Sanções e Risco Sistêmico: Por que o Brasil Não Controla Todos os Botões

Publicado em 13 de Agosto de 2025

Sanções internacionais, mais do que abranger questões diplomáticas ou jurídicas, funcionam como gatilhos que acionam uma rede global de proteção contra riscos no sistema financeiro. Essa rede é formada por instituições e mecanismos que operam fora das fronteiras nacionais e que não precisam de autorização do Brasil para agir. Sua lógica é preservar a integridade e a previsibilidade das operações financeiras em escala global, e, por isso, reage rapidamente quando identifica riscos relevantes.

Bancos com atuação global dependem de uma estrutura complexa e interligada. Há os correspondentes no exterior, que liquidam operações em moeda forte; os custodiantes, responsáveis por guardar e administrar ativos; as bandeiras de cartões, que processam pagamentos; e as auditorias globais, que certificam a conformidade das práticas com padrões internacionais. Essa engrenagem, quase invisível para o cliente, é a base que mantém o dinheiro circulando com segurança e eficiência.

Quando uma instituição entra em conflito com sanções reconhecidas por esses atores, a reação pode ser rápida e silenciosa. Não é preciso esperar decisões judiciais ou comunicados formais. Limites de crédito podem ser cortados, prazos de liquidação encurtados, exigências de garantias aumentadas e o acesso a moedas fortes encarecido ou restrito. Em alguns casos, as contrapartes internacionais simplesmente deixam de operar com o banco, isolando-o de partes críticas do mercado.

Essas medidas, conhecidas como “de-risking silencioso”, surgem sem anúncio público. São ajustes graduais que, somados, encarecem e dificultam cada operação. Para o cliente final, tais ajustes podem parecer burocracia ou atrasos pontuais. No mercado, são sinais claros de que a confiança na instituição foi abalada e de que ela passou a ser vista como um ponto de vulnerabilidade.
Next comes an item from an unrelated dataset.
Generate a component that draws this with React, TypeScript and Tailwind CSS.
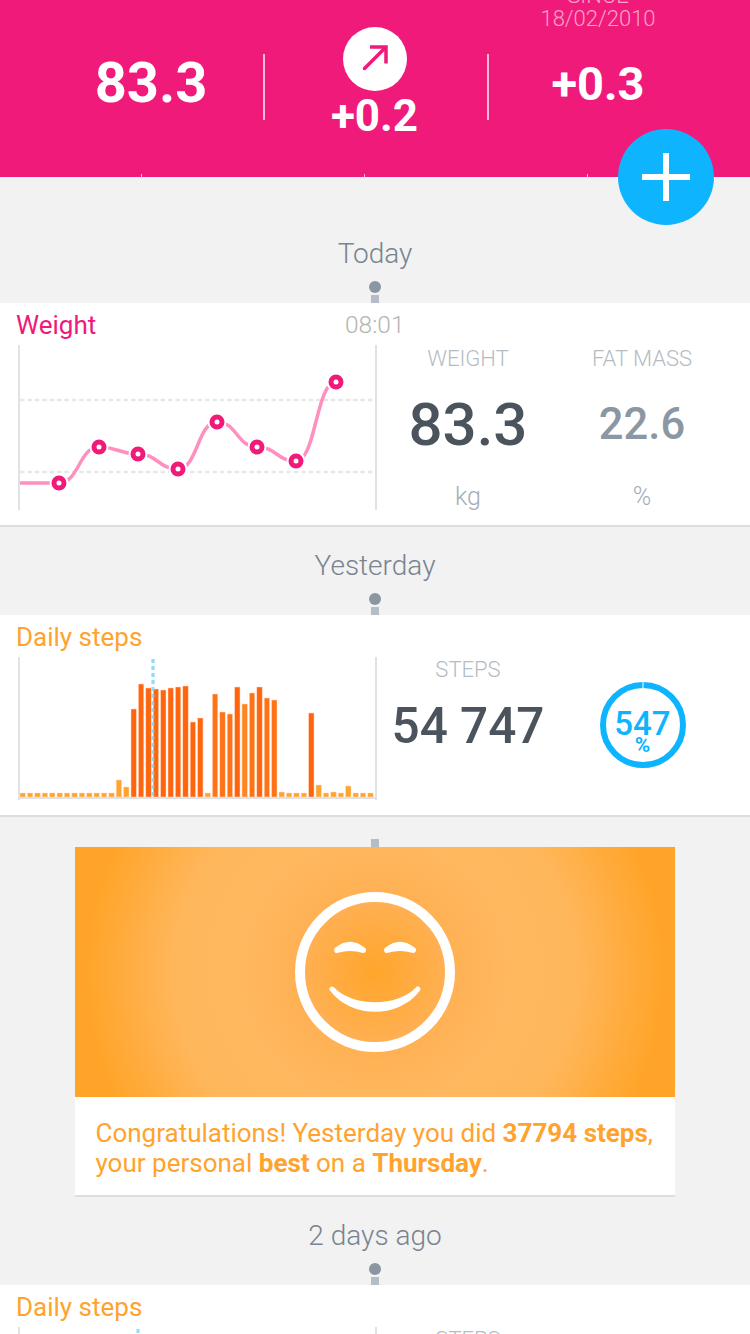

O efeito não se limita ao banco diretamente atingido. Se ele tiver relevância no mercado, o impacto se espalha por toda a rede. Empresas que dependem de suas operações internacionais enfrentam atrasos, custos adicionais e, em alguns casos, bloqueios de transações essenciais. Investidores reavaliam sua exposição, enquanto outros bancos precisam absorver clientes e fluxos inesperados, o que pressiona a liquidez e encarece o crédito.

Esse efeito cascata pode rapidamente se tornar um risco sistêmico. O câmbio sofre com a redução da oferta de moeda estrangeira, spreads bancários aumentam, operações de hedge ficam mais caras e menos acessíveis, e o fluxo de capitais externos perde intensidade. Muitas vezes, não há um anúncio formal: é o acúmulo dessas restrições que desorganiza o funcionamento do sistema, minando a confiança de forma progressiva.

Para instituições com forte presença internacional, ignorar sanções é mais do que uma decisão política interna. É uma aposta de alto risco que pode comprometer a capacidade de operar de forma integrada ao mercado global. O custo vai muito além da perda de receita ou da fuga de clientes. Inclui o risco real de ser cortado de canais vitais de liquidez, de meios de pagamento e de estruturas de compensação internacional. E os banqueiros que optarem por esse caminho não poderão alegar surpresa quando tomarem um passa moleque do Departamento de Estado americano.

O sistema financeiro global é interdependente. Uma decisão que afete a confiança em um grande banco não se limita a ele: reverbera por toda a rede, afetando crédito, liquidez e estabilidade. Ignorar essa dinâmica é subestimar a engrenagem que mantém o mercado funcionando e sustenta a confiança que, no fim, é o ativo mais valioso de qualquer instituição financeira.